MATERIAL PROVIDED ::
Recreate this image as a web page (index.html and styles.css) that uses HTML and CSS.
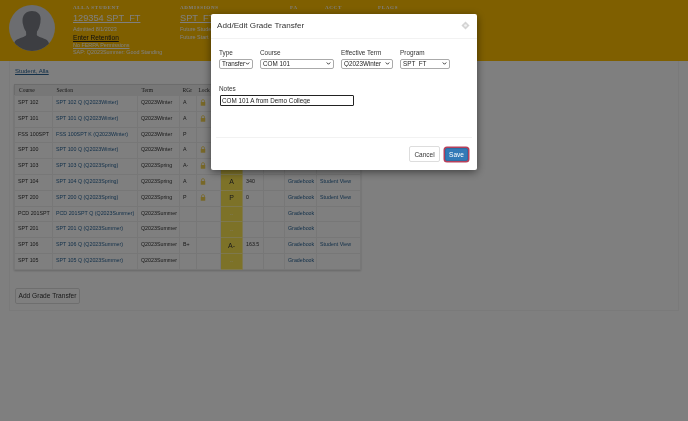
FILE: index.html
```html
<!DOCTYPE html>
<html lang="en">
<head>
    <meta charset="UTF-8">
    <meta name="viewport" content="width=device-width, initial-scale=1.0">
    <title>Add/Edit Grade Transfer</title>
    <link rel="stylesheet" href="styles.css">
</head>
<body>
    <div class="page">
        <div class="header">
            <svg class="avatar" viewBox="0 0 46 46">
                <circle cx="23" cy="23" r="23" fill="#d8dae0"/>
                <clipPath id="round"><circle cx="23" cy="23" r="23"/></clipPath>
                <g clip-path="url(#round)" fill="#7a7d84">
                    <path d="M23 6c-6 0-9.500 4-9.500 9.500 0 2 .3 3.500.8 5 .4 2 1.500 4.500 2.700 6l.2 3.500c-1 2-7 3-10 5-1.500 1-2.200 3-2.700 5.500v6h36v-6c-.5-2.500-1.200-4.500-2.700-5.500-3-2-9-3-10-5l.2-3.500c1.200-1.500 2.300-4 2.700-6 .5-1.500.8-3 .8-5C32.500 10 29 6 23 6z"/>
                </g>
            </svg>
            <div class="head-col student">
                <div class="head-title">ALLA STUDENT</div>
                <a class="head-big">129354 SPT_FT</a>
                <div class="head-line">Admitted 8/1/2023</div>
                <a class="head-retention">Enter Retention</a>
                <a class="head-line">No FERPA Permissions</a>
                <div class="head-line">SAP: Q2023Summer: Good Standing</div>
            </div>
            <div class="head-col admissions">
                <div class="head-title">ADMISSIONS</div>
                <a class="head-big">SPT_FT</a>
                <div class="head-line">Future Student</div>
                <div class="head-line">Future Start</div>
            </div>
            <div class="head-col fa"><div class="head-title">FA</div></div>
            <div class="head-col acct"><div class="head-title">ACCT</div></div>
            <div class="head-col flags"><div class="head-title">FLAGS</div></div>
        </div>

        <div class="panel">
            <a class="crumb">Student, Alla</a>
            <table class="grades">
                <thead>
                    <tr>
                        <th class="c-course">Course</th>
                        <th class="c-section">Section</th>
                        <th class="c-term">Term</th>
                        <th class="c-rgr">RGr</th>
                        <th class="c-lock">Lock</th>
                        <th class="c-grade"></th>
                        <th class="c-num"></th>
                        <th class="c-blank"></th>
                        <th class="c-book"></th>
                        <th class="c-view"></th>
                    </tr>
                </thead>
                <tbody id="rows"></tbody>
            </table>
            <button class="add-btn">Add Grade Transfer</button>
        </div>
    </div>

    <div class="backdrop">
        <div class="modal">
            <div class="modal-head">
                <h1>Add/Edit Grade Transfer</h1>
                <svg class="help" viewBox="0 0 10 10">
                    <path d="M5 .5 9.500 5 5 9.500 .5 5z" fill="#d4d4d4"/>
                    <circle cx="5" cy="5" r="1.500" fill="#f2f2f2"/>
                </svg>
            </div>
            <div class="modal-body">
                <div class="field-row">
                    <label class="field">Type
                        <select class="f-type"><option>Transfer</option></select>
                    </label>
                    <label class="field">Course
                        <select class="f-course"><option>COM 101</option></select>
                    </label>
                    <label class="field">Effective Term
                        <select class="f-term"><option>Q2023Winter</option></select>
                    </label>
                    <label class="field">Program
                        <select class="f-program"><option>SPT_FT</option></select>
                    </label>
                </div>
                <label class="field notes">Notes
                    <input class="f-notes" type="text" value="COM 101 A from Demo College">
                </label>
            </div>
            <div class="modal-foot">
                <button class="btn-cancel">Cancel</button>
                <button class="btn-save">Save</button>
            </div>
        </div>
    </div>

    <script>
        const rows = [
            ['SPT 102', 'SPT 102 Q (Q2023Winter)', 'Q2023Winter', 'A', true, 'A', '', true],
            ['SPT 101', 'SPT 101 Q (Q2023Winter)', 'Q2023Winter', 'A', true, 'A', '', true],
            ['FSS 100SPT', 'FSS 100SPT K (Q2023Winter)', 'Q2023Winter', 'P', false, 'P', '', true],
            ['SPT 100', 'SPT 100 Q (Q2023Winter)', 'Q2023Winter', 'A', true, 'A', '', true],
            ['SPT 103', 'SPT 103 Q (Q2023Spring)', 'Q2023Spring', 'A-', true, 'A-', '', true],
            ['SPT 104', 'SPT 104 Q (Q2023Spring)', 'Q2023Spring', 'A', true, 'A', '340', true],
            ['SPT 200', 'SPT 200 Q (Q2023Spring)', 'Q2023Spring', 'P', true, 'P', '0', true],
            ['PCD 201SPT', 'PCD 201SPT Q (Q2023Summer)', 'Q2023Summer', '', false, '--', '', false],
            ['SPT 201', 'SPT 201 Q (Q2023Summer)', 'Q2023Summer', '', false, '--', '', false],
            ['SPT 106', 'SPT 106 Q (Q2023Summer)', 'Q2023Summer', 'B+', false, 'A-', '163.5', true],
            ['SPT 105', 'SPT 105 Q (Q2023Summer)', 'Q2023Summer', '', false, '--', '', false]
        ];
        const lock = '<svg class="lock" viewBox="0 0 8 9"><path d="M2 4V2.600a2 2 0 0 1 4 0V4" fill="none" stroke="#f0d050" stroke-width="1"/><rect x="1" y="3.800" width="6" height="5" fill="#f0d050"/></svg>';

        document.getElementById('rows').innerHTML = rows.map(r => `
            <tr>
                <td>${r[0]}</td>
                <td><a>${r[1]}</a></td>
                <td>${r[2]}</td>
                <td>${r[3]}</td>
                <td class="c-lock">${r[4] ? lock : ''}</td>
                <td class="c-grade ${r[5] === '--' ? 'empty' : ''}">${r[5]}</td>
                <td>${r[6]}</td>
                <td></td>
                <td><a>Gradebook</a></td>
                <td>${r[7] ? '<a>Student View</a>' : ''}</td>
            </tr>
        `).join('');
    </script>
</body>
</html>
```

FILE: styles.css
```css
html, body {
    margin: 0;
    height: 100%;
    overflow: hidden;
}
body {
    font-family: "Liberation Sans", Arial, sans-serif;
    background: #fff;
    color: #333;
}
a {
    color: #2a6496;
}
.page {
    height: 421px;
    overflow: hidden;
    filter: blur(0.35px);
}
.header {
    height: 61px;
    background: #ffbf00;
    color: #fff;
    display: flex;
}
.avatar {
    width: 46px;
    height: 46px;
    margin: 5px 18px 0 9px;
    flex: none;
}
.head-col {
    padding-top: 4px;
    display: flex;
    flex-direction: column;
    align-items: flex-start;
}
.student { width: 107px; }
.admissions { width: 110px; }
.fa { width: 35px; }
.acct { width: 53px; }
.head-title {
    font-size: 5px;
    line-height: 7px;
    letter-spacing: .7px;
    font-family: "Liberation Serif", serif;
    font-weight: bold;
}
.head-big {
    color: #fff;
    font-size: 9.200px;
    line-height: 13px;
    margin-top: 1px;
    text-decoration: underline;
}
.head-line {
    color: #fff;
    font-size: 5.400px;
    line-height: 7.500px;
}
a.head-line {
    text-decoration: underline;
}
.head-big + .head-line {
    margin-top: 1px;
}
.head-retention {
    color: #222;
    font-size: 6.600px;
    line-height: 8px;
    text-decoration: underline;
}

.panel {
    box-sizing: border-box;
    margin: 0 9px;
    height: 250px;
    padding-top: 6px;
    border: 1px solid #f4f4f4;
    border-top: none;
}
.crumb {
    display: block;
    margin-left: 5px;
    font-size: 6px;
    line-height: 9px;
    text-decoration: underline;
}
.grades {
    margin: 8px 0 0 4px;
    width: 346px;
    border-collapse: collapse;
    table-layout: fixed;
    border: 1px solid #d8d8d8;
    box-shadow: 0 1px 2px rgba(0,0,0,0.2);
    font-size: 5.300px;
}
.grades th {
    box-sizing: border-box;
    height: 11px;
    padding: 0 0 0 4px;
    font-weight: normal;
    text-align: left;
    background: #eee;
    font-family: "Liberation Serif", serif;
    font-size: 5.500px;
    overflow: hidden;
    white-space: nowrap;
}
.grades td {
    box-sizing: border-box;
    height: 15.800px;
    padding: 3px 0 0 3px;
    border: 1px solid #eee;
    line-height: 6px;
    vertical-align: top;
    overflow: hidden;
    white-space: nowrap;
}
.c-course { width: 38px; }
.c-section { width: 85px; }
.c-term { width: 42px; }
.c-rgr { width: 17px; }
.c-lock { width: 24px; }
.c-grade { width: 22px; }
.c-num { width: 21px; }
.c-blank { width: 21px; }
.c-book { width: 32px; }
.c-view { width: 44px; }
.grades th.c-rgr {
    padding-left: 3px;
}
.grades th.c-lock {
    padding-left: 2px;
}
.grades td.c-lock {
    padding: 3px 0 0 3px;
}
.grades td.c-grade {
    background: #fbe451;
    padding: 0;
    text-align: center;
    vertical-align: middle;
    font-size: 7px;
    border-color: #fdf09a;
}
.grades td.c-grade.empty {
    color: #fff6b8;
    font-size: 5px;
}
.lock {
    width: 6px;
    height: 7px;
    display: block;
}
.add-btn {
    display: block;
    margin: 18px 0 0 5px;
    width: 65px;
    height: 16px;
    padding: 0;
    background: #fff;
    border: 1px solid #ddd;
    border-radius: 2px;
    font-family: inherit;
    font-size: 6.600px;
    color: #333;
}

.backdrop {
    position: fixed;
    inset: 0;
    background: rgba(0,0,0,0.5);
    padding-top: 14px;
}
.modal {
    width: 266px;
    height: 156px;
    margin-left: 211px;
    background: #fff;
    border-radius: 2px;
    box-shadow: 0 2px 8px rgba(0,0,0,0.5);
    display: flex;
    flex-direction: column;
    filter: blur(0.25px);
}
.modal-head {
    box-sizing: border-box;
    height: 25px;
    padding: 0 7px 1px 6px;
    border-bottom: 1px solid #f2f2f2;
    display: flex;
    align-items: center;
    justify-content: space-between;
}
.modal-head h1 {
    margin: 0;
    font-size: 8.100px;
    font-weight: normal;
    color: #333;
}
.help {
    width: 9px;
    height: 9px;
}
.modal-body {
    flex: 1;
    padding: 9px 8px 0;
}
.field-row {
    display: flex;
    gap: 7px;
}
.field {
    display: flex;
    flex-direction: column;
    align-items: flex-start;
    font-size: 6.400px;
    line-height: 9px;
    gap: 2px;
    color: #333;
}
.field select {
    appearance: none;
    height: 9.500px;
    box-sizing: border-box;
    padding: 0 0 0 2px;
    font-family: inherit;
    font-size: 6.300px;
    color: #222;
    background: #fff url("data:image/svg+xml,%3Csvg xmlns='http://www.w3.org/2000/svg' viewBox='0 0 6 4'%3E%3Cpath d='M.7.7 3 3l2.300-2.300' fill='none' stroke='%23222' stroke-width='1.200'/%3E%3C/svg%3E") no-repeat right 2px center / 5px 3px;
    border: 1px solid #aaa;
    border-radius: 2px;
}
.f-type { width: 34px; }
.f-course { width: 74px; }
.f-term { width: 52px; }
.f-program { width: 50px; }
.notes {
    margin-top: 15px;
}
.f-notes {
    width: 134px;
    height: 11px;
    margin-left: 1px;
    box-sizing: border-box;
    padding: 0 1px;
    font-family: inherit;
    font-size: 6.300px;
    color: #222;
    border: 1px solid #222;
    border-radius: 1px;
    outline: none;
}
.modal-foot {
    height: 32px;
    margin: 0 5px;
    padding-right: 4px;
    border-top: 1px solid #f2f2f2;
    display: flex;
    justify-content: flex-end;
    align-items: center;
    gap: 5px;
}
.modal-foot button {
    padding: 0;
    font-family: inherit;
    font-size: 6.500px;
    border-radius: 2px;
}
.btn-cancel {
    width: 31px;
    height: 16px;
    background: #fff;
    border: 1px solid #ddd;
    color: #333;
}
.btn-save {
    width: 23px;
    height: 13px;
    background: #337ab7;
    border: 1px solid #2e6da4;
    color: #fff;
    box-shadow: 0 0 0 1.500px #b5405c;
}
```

REQUIRED WORK :: Only the number is needed: state how many lines in the listing contain "styles".

EXERCISE ANSWER :: 3